In 1615, Helwys was put on trial, along with Monson, Richard Weston (the gaoler and ex-servant of Howard and Carr's), Mrs Anne Turner (widow of a fashionable London doctor), and a disreputable apothecary named James Franklin, in Guildhall, London for complicity in the murder of Overbury. The hearings were presided over by Sir Edward Coke, Lord Chief Justice of the King's Bench, and Sir Francis Bacon. It was ruled that "poisons" had been "administered" in the form of "jellies" and "tarts" by Weston, Turner and Franklin at the direction of Frances Howard.

When Howard and Carr were tried she admitted a part in the murder, but her husband did not. Fearing what Carr might say about him in court, James repeatedly sent messages to the Tower pleading with him to admit his guilt in return for a pardon. "It is easy to be seen that he would threaten me with laying an aspersion upon me of being, in some sort, accessory to his crime." Carr refused and the couple were found guilty and sentenced to death. The king commuted their sentence to life imprisonment and they were eventually pardoned along with Monson.

The only evidence against Helwys was that of Franklin, who asserted that the Lieutenant had been in league with Frances Howard.
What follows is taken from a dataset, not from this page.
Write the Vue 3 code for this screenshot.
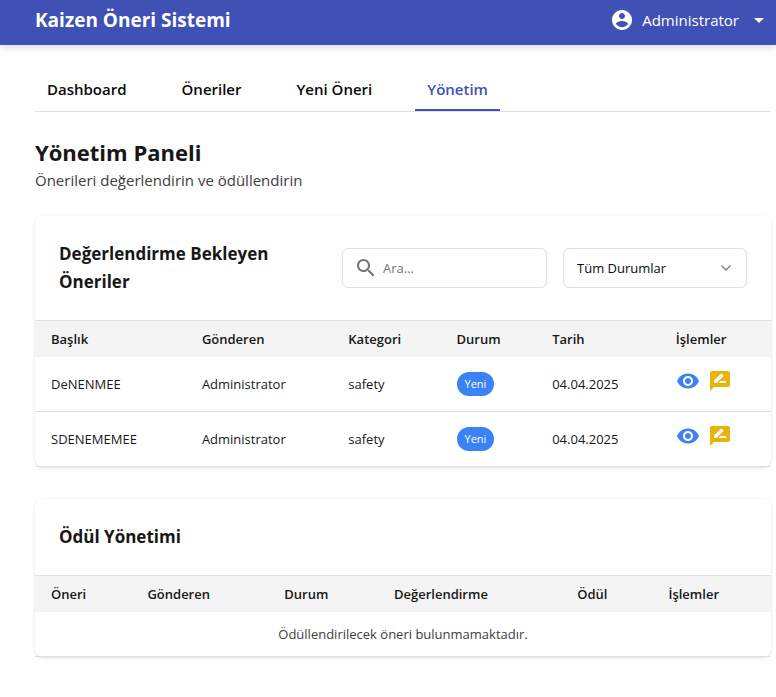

Through letters to Howard that were not read at the hearings, it was clear that Helwys initially had no idea that Overbury was being poisoned. He confessed later that he had entertained suspicions of this after discovering earlier attempts to poison Overbury on the part of the gaoler Weston, who had been placed in that position at the suggestion of Northampton. Considering the powerful people protecting Weston, and assuming him, indeed, to be no less than their agent, Helwys had hesitated to interfere in what seemed to him to be a matter of state. He had, however, done his utmost surreptitiously to save Overbury. It was plain both from Weston's statements and from Helwys' own, that the Lieutenant had done his very best to defeat the Turner-Essex-Northampton plot to poison his prisoner, throwing away the "rosalgar" and later "draughts", as well as substituting food for Overbury from his own kitchen for that "sent in" by Turner. He had made Weston recognise the "hideousness" of what he had done and made him promise to desist from further attempts upon the prisoner's life. Although Helwys maintained that he kept a close watch on Overbury after this event, he nevertheless suspected that the "thing was done" the moment his vigilance had been relaxed.
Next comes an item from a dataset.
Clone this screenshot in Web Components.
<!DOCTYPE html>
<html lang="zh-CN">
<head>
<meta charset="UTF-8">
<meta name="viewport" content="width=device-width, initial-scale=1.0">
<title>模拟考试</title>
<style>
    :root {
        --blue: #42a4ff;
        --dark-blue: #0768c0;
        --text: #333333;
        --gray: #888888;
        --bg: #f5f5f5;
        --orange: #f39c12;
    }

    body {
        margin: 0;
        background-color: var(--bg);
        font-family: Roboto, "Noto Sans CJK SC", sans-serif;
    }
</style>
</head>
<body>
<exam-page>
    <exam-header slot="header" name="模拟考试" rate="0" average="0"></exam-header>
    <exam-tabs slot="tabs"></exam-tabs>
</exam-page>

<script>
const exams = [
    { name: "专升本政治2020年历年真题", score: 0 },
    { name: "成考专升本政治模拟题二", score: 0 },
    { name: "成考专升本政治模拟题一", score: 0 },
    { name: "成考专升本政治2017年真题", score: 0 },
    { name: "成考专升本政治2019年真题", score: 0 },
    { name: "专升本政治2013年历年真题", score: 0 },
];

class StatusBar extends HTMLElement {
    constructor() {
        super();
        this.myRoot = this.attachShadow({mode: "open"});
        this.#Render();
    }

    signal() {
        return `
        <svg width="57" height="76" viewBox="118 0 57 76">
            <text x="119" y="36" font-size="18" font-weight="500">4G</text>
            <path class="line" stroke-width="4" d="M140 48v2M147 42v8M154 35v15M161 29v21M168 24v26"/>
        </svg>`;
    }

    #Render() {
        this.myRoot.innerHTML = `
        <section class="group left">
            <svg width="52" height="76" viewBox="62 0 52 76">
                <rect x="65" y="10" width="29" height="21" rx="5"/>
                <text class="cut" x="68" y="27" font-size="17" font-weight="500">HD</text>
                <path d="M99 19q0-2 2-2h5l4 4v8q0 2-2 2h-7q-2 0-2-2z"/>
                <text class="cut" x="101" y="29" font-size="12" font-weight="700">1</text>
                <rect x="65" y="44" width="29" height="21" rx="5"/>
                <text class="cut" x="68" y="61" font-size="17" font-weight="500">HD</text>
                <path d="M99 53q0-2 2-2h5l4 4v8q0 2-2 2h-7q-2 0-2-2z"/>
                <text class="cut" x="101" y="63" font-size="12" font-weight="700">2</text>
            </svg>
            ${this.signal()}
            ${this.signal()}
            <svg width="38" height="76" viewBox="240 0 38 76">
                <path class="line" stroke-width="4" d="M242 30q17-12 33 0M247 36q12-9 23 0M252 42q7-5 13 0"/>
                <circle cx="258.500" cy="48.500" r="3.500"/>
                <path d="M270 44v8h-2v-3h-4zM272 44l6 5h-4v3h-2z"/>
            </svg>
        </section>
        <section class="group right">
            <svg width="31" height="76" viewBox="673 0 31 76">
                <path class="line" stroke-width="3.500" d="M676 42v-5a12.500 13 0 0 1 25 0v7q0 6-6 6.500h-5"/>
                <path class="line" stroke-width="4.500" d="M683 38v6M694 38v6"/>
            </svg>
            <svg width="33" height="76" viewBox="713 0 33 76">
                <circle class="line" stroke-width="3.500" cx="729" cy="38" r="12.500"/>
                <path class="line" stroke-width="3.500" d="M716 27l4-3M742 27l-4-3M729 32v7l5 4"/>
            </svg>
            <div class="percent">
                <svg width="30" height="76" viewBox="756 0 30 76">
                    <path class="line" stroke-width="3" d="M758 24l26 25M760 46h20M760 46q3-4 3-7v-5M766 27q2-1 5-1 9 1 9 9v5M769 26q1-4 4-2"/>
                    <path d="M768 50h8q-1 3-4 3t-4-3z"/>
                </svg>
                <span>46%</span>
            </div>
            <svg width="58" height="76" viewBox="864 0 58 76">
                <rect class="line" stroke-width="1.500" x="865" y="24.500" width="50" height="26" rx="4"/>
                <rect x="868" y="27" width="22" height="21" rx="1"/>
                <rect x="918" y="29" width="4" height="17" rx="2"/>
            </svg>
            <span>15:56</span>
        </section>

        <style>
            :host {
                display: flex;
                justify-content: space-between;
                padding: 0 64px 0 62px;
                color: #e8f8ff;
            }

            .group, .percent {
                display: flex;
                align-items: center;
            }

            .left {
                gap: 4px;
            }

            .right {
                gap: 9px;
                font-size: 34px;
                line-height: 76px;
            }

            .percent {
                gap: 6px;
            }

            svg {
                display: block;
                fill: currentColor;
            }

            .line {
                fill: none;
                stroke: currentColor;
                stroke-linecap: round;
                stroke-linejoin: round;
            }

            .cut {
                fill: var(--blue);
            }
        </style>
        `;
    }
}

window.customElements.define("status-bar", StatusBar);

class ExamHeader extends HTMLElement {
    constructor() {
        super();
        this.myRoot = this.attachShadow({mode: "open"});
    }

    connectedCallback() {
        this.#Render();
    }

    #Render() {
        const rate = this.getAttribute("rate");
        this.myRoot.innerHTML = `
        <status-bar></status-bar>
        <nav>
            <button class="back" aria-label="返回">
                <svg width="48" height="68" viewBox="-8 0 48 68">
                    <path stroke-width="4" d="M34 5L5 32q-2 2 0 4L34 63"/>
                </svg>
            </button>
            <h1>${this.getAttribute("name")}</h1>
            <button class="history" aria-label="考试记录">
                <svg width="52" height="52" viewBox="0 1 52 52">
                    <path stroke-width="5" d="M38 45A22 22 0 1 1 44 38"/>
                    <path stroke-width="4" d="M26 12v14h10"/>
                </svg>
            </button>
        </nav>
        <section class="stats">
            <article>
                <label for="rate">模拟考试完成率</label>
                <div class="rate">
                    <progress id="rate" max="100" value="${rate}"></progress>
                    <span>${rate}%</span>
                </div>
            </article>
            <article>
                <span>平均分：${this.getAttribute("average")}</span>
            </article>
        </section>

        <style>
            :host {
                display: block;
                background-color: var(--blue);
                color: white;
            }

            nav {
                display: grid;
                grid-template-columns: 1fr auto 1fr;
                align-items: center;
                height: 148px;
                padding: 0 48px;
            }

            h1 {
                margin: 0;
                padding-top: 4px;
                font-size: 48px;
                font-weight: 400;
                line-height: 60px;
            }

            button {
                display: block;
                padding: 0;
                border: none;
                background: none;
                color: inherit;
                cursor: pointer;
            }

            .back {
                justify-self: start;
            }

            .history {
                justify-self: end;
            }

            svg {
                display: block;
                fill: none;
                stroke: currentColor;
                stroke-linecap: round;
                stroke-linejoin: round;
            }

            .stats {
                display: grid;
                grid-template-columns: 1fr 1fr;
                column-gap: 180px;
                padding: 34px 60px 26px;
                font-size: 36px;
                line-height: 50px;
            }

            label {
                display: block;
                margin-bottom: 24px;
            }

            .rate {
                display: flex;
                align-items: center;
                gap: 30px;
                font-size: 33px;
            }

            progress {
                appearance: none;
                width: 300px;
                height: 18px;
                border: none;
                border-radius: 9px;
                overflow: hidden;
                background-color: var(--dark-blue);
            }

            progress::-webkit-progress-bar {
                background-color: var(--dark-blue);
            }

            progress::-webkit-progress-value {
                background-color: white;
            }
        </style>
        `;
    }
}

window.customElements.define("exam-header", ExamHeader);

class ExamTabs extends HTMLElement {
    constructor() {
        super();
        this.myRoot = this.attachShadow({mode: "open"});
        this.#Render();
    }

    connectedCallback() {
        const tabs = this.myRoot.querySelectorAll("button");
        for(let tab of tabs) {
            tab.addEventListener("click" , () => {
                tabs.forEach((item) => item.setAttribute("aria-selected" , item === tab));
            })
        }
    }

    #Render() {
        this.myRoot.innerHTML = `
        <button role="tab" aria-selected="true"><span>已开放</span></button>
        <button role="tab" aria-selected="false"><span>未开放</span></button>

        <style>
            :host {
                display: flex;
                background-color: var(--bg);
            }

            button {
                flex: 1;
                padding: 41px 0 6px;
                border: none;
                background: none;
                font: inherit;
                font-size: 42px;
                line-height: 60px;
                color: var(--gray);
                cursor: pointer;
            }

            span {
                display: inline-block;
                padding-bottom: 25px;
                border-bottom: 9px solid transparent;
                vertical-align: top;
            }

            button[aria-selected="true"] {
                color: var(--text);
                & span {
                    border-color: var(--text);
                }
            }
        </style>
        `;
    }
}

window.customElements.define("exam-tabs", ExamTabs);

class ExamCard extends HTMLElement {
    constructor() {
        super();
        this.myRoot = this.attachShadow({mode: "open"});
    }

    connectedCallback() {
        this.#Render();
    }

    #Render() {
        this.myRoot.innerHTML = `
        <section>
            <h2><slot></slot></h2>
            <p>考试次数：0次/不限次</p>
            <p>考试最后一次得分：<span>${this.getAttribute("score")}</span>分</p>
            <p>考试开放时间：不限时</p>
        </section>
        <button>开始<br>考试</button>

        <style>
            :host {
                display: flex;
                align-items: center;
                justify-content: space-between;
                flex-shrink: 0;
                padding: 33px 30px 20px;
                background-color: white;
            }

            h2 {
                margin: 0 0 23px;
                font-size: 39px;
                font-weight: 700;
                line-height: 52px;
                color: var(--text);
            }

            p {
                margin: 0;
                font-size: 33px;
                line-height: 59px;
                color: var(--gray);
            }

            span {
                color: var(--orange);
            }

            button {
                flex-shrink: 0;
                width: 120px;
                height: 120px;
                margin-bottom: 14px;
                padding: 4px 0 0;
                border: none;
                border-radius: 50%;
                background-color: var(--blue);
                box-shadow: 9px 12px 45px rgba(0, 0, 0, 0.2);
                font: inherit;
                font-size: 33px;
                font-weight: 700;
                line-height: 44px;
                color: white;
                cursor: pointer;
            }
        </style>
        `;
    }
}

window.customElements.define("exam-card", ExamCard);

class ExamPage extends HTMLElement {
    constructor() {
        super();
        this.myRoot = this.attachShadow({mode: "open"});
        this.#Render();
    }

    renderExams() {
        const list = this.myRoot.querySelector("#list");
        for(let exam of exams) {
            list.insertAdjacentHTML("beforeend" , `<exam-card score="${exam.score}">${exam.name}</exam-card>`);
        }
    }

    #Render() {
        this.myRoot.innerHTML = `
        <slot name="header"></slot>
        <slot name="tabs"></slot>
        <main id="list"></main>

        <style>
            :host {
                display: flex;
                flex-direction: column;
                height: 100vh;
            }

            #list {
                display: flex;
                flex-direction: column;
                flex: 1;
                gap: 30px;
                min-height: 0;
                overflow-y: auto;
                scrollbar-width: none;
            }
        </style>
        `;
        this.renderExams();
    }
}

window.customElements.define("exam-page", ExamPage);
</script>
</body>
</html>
On 18 November, – Helwys, Weston, Turner and Franklin – were found guilty as "accessories before the fact done" and, lacking powerful connections, were sentenced to death. On the day of his execution on the following Monday, 20 November at Tower Hill, Helwys gave an impassioned speech to the crowd in attendance protesting his innocence:

I was so far from thinking myself foul in the fact, that until these two Gentlemen, (Doctor Felton and Doctor Whiting, the physicians for my soul) told me how deeply I had imbrued my hands in the blood of (Overbury) making me, by God’s law, as guilty in the concealing (of it) as if I had been a personal actor in it. Till then... I held myself ignorant of the deed, and my conscience so clear, that I did never ask God forgiveness...

He did, however, beg God's forgiveness for both his guilt in the crime and for being “much addicted" to gambling. Helwys left behind him eight children with his wife Mary: William, Thomas, Nathaniel Gervase John, Elizabeth Bridget, Maria, Jane, Anna and Francesca.